───── Information supplied ─────

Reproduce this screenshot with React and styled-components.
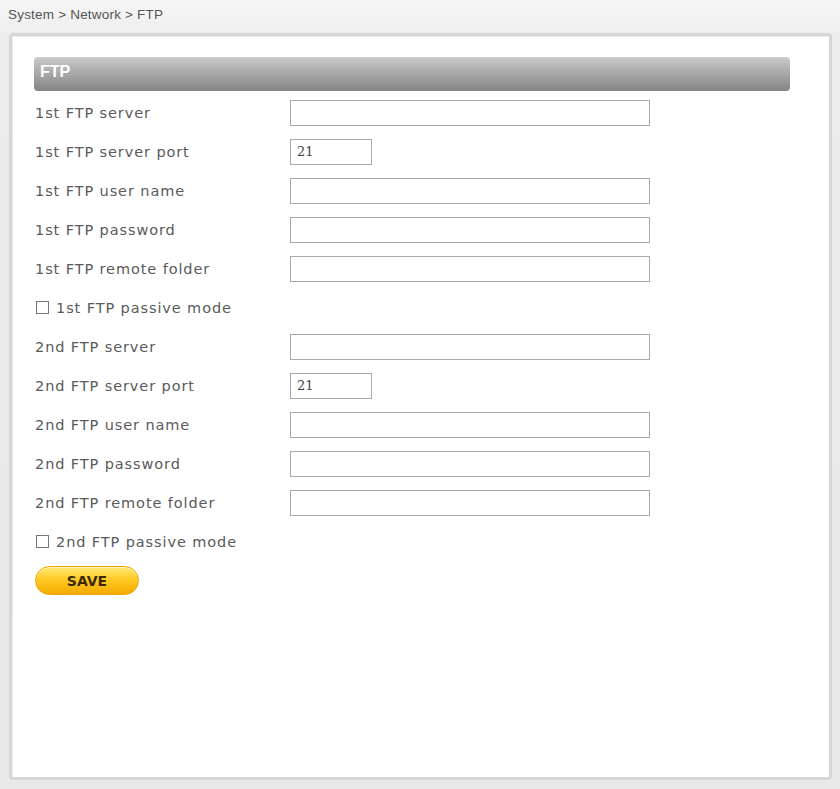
import React from 'react';
import styled, { createGlobalStyle } from 'styled-components';

const GlobalStyle = createGlobalStyle`
  html, body {
    margin: 0;
    padding: 0;
    background: #e6e6e6;
  }
`;

const Page = styled.div`
  width: 840px;
  height: 789px;
  background: linear-gradient(to bottom, #f6f6f6 0%, #ececec 40px, #e8e8e8 100%);
  font-family: 'DejaVu Sans', Verdana, sans-serif;
  overflow: hidden;
`;

const Breadcrumb = styled.div`
  height: 33px;
  padding-left: 8px;
  line-height: 30px;
  font-family: 'Liberation Sans', Arial, sans-serif;
  font-size: 13.5px;
  letter-spacing: 0.2px;
  color: #555;
`;

const Panel = styled.div`
  margin-left: 9px;
  width: 823px;
  height: 747px;
  background: #fff;
  border: 3px solid #d6d6d6;
  border-radius: 4px;
  box-shadow: inset 1px 1px 0 #ececec;
  padding: 21px 0 0 22px;
  box-sizing: border-box;
`;

const Header = styled.div`
  width: 756px;
  height: 34px;
  border-radius: 4px;
  background: linear-gradient(to bottom, #cbcbcb 0%, #aaaaaa 45%, #858585 100%);
  color: #fff;
  font-family: 'Liberation Sans', Arial, sans-serif;
  font-weight: bold;
  font-size: 16px;
  line-height: 29px;
  padding-left: 6px;
  box-sizing: border-box;
  margin-bottom: 2px;
`;

const Row = styled.div`
  display: grid;
  grid-template-columns: 255px auto;
  align-items: center;
  height: 39px;
  padding-left: 1px;
`;

const Label = styled.label`
  font-size: 14.5px;
  color: #5a5a5a;
  letter-spacing: 0.9px;
`;

const TextInput = styled.input`
  width: ${p => p.$width}px;
  height: 26px;
  box-sizing: border-box;
  border: 1px solid #a9a9a9;
  background: #fff;
  font-family: 'DejaVu Serif', 'Liberation Serif', serif;
  font-size: 13px;
  color: #444;
  padding: 0 6px;
  outline: none;
`;

const CheckRow = styled.label`
  display: flex;
  align-items: center;
  gap: 7px;
  height: 39px;
  padding-left: 2px;
  font-size: 14.5px;
  letter-spacing: 0.9px;
  color: #5a5a5a;
`;

const Box = styled.span`
  width: 11px;
  height: 11px;
  border: 1px solid #777;
  background: #fff;
`;

const SaveRow = styled.div`
  display: flex;
  align-items: center;
  height: 39px;
  padding-left: 1px;
`;

const SaveButton = styled.button`
  width: 104px;
  height: 29px;
  border: 1px solid #eaa600;
  border-radius: 15px;
  background: linear-gradient(to bottom, #ffe978 0%, #ffcb26 45%, #f4aa00 100%);
  box-shadow: inset 0 1px 0 #fff5b8;
  font-family: 'DejaVu Sans', Verdana, sans-serif;
  font-weight: bold;
  font-size: 14px;
  color: #3d2a00;
  padding: 0;
  cursor: pointer;
`;

const servers = ['1st', '2nd'];

function ServerBlock({ prefix }) {
  return (
    <>
      <Row>
        <Label>{prefix} FTP server</Label>
        <TextInput $width={360} defaultValue="" />
      </Row>
      <Row>
        <Label>{prefix} FTP server port</Label>
        <TextInput $width={82} defaultValue="21" />
      </Row>
      <Row>
        <Label>{prefix} FTP user name</Label>
        <TextInput $width={360} defaultValue="" />
      </Row>
      <Row>
        <Label>{prefix} FTP password</Label>
        <TextInput $width={360} type="password" defaultValue="" />
      </Row>
      <Row>
        <Label>{prefix} FTP remote folder</Label>
        <TextInput $width={360} defaultValue="" />
      </Row>
      <CheckRow>
        <Box />
        {prefix} FTP passive mode
      </CheckRow>
    </>
  );
}

export default function App() {
  return (
    <Page>
      <GlobalStyle />
      <Breadcrumb>System &gt; Network &gt; FTP</Breadcrumb>
      <Panel>
        <Header>FTP</Header>
        {servers.map(s => (
          <ServerBlock key={s} prefix={s} />
        ))}
        <SaveRow>
          <SaveButton>SAVE</SaveButton>
        </SaveRow>
      </Panel>
    </Page>
  );
}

─────

### Written request
Omit each picture, then return all of the listing exactly as it stands.

### Result of the exercise
Reproduce this screenshot with React and styled-components.
import React from 'react';
import styled, { createGlobalStyle } from 'styled-components';

const GlobalStyle = createGlobalStyle`
  html, body {
    margin: 0;
    padding: 0;
    background: #e6e6e6;
  }
`;

const Page = styled.div`
  width: 840px;
  height: 789px;
  background: linear-gradient(to bottom, #f6f6f6 0%, #ececec 40px, #e8e8e8 100%);
  font-family: 'DejaVu Sans', Verdana, sans-serif;
  overflow: hidden;
`;

const Breadcrumb = styled.div`
  height: 33px;
  padding-left: 8px;
  line-height: 30px;
  font-family: 'Liberation Sans', Arial, sans-serif;
  font-size: 13.5px;
  letter-spacing: 0.2px;
  color: #555;
`;

const Panel = styled.div`
  margin-left: 9px;
  width: 823px;
  height: 747px;
  background: #fff;
  border: 3px solid #d6d6d6;
  border-radius: 4px;
  box-shadow: inset 1px 1px 0 #ececec;
  padding: 21px 0 0 22px;
  box-sizing: border-box;
`;

const Header = styled.div`
  width: 756px;
  height: 34px;
  border-radius: 4px;
  background: linear-gradient(to bottom, #cbcbcb 0%, #aaaaaa 45%, #858585 100%);
  color: #fff;
  font-family: 'Liberation Sans', Arial, sans-serif;
  font-weight: bold;
  font-size: 16px;
  line-height: 29px;
  padding-left: 6px;
  box-sizing: border-box;
  margin-bottom: 2px;
`;

const Row = styled.div`
  display: grid;
  grid-template-columns: 255px auto;
  align-items: center;
  height: 39px;
  padding-left: 1px;
`;

const Label = styled.label`
  font-size: 14.5px;
  color: #5a5a5a;
  letter-spacing: 0.9px;
`;

const TextInput = styled.input`
  width: ${p => p.$width}px;
  height: 26px;
  box-sizing: border-box;
  border: 1px solid #a9a9a9;
  background: #fff;
  font-family: 'DejaVu Serif', 'Liberation Serif', serif;
  font-size: 13px;
  color: #444;
  padding: 0 6px;
  outline: none;
`;

const CheckRow = styled.label`
  display: flex;
  align-items: center;
  gap: 7px;
  height: 39px;
  padding-left: 2px;
  font-size: 14.5px;
  letter-spacing: 0.9px;
  color: #5a5a5a;
`;

const Box = styled.span`
  width: 11px;
  height: 11px;
  border: 1px solid #777;
  background: #fff;
`;

const SaveRow = styled.div`
  display: flex;
  align-items: center;
  height: 39px;
  padding-left: 1px;
`;

const SaveButton = styled.button`
  width: 104px;
  height: 29px;
  border: 1px solid #eaa600;
  border-radius: 15px;
  background: linear-gradient(to bottom, #ffe978 0%, #ffcb26 45%, #f4aa00 100%);
  box-shadow: inset 0 1px 0 #fff5b8;
  font-family: 'DejaVu Sans', Verdana, sans-serif;
  font-weight: bold;
  font-size: 14px;
  color: #3d2a00;
  padding: 0;
  cursor: pointer;
`;

const servers = ['1st', '2nd'];

function ServerBlock({ prefix }) {
  return (
    <>
      <Row>
        <Label>{prefix} FTP server</Label>
        <TextInput $width={360} defaultValue="" />
      </Row>
      <Row>
        <Label>{prefix} FTP server port</Label>
        <TextInput $width={82} defaultValue="21" />
      </Row>
      <Row>
        <Label>{prefix} FTP user name</Label>
        <TextInput $width={360} defaultValue="" />
      </Row>
      <Row>
        <Label>{prefix} FTP password</Label>
        <TextInput $width={360} type="password" defaultValue="" />
      </Row>
      <Row>
        <Label>{prefix} FTP remote folder</Label>
        <TextInput $width={360} defaultValue="" />
      </Row>
      <CheckRow>
        <Box />
        {prefix} FTP passive mode
      </CheckRow>
    </>
  );
}

export default function App() {
  return (
    <Page>
      <GlobalStyle />
      <Breadcrumb>System &gt; Network &gt; FTP</Breadcrumb>
      <Panel>
        <Header>FTP</Header>
        {servers.map(s => (
          <ServerBlock key={s} prefix={s} />
        ))}
        <SaveRow>
          <SaveButton>SAVE</SaveButton>
        </SaveRow>
      </Panel>
    </Page>
  );
}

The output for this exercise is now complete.